Code that builds pages |
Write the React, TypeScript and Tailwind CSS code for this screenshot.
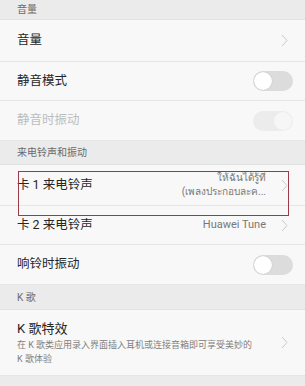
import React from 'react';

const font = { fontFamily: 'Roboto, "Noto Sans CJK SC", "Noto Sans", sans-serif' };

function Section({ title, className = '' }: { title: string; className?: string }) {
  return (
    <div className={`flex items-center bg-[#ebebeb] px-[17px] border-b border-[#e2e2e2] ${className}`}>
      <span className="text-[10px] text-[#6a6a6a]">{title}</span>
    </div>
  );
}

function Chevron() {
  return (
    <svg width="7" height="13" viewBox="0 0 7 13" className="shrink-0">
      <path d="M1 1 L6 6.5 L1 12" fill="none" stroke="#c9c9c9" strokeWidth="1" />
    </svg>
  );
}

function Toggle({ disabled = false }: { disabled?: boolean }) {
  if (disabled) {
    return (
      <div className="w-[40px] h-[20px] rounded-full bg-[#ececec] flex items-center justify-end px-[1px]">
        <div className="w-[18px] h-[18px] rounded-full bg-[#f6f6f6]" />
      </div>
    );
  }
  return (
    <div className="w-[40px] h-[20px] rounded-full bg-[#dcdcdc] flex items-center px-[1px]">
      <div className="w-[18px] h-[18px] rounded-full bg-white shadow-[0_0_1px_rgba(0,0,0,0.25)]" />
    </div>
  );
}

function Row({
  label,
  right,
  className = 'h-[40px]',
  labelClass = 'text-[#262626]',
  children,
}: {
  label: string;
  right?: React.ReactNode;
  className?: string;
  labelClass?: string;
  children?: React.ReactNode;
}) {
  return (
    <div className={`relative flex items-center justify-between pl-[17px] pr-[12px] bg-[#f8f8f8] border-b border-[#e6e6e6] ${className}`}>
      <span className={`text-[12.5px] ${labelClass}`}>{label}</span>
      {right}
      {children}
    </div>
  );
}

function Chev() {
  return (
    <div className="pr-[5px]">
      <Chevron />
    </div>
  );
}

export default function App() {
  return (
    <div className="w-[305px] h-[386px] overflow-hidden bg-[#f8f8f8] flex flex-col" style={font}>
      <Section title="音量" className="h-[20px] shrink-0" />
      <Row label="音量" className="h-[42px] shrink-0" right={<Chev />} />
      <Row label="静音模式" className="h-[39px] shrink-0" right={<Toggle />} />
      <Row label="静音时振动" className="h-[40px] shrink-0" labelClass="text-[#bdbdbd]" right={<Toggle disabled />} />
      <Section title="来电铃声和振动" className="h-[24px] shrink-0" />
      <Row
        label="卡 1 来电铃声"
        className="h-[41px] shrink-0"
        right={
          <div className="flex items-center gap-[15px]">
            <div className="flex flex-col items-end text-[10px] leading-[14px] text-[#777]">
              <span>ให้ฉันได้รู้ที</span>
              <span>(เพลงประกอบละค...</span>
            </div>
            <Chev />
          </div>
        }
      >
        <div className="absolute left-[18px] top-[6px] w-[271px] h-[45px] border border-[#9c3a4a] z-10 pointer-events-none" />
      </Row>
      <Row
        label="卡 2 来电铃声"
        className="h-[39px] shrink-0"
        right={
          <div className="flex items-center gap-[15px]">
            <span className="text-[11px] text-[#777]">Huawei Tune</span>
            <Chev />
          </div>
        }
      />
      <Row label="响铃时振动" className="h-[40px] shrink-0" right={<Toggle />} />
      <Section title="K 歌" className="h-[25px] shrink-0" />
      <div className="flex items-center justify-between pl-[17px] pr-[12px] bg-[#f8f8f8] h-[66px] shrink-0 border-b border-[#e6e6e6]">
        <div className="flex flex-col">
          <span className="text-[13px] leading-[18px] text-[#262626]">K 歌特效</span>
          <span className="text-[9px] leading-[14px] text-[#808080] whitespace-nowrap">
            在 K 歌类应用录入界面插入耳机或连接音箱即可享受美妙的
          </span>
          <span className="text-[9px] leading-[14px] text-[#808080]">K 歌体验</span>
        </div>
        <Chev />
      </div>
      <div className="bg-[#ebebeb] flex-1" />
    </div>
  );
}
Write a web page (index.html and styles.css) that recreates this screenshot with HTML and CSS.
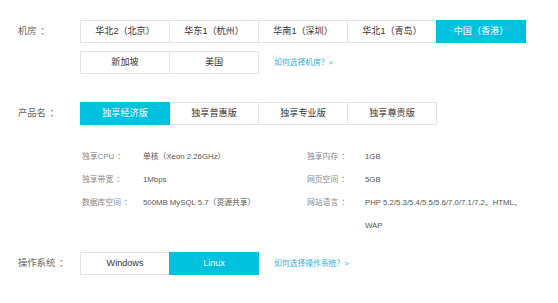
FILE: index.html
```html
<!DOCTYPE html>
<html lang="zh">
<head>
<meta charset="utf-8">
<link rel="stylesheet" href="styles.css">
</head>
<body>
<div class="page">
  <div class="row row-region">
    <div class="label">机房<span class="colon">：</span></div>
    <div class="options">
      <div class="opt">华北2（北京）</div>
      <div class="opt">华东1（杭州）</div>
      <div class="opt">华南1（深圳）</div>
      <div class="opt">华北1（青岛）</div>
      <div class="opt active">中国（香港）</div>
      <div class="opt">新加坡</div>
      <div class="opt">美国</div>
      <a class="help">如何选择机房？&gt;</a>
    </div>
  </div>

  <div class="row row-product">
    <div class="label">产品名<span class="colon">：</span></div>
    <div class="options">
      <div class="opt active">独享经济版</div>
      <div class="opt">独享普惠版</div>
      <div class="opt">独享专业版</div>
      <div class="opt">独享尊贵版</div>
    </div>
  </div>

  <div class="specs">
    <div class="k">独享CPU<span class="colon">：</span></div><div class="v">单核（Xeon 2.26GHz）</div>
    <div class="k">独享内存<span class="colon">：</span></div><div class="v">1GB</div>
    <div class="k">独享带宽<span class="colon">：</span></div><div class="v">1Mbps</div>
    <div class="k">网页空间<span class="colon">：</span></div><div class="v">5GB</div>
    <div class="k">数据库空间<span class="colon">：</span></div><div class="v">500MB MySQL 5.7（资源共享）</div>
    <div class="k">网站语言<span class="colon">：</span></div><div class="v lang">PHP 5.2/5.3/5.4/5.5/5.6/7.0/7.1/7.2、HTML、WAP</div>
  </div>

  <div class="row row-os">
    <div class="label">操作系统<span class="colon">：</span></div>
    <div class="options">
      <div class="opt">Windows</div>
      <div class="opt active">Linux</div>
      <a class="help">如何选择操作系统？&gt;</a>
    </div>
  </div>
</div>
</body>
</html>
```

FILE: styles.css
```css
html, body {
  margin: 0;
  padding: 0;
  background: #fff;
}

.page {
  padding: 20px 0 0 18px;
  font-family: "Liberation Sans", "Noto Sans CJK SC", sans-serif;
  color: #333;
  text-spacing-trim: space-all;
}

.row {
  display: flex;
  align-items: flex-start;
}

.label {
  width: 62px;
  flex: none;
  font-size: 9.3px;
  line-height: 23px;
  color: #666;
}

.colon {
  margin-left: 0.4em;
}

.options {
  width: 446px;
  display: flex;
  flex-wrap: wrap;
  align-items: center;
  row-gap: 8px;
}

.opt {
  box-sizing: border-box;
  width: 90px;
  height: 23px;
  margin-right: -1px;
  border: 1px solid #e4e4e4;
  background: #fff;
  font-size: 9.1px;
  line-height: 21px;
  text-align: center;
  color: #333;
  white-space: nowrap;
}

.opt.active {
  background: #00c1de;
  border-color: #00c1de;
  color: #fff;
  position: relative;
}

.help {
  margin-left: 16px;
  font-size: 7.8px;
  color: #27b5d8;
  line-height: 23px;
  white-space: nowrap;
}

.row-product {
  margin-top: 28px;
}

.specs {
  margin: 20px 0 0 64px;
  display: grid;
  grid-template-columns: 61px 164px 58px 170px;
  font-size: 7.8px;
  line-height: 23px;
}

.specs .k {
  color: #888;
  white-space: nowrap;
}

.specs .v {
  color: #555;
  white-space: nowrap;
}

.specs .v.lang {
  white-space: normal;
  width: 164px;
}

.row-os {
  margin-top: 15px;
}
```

Written exercise |
List all lines in the material containing the string "styles".

Completed exercise |
Write a web page (index.html and styles.css) that recreates this screenshot with HTML and CSS.
<link rel="stylesheet" href="styles.css">
FILE: styles.css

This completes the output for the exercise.